Plus, there's an absurd amount of product placement for the Julliard School. I mean, I suppose it makes a certain amount of sense, with Mia being a cello prodigy and all, but the sheer amount of times the school's name is said is overwhelming. Seriously, they say it like dozens of times. Apparently Mia, despite being a serious musician, has never heard of any other music school besides that one. It gets to the point where it starts to break the suspension of disbelief for the movie (not that there was much to begin with), and plus its just really annoying.
And the worst part of it is that Chloë Grace Moretz is a really good actress. Sure, she isn’t very good in this, but when you’re handed a script apparently co-written by Willy Wonka and the Carebears, there’s only so much you can do.

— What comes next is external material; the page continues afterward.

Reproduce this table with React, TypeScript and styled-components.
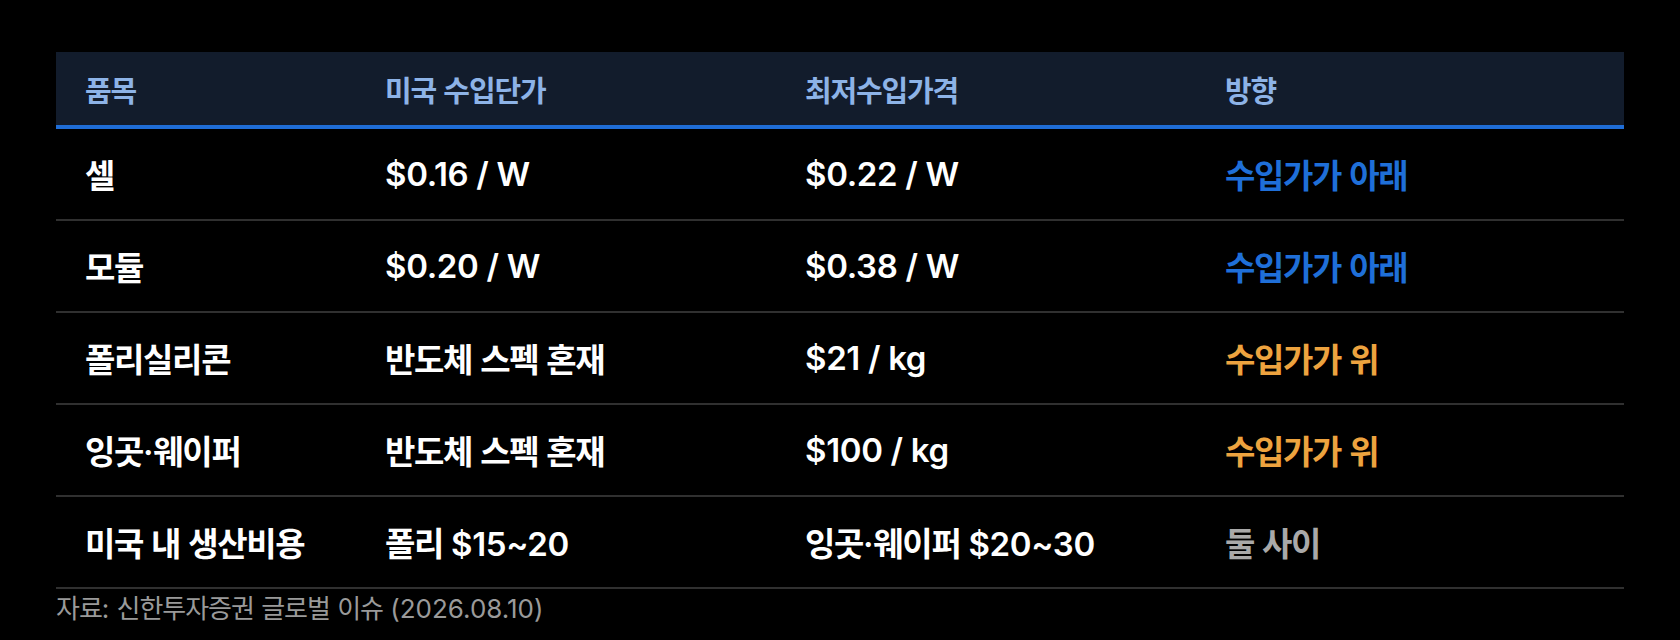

But we saw her in Kick-Ass and Hugo, we know what she can do when handed a good script. Maybe she needed the cash, maybe she wanted to avoid being typecast after being Hit Girl, but I just really hope I get to see her in something better to wipe away the sickeningly sweet taste of this.
This is the kind of movie that 14 year-old girls will flock to and in all likelihood absolutely adore. I, on the other hand, will be sent to the emergency room after suffering from diabetic shock. Now I need to go watch some really dark and depressing shit to clear my palette. If you need me, I’ll be doing a marathon of Sin City, Pulp Fiction, and Watchmen while frantically stabbing myself with shots full of insulin.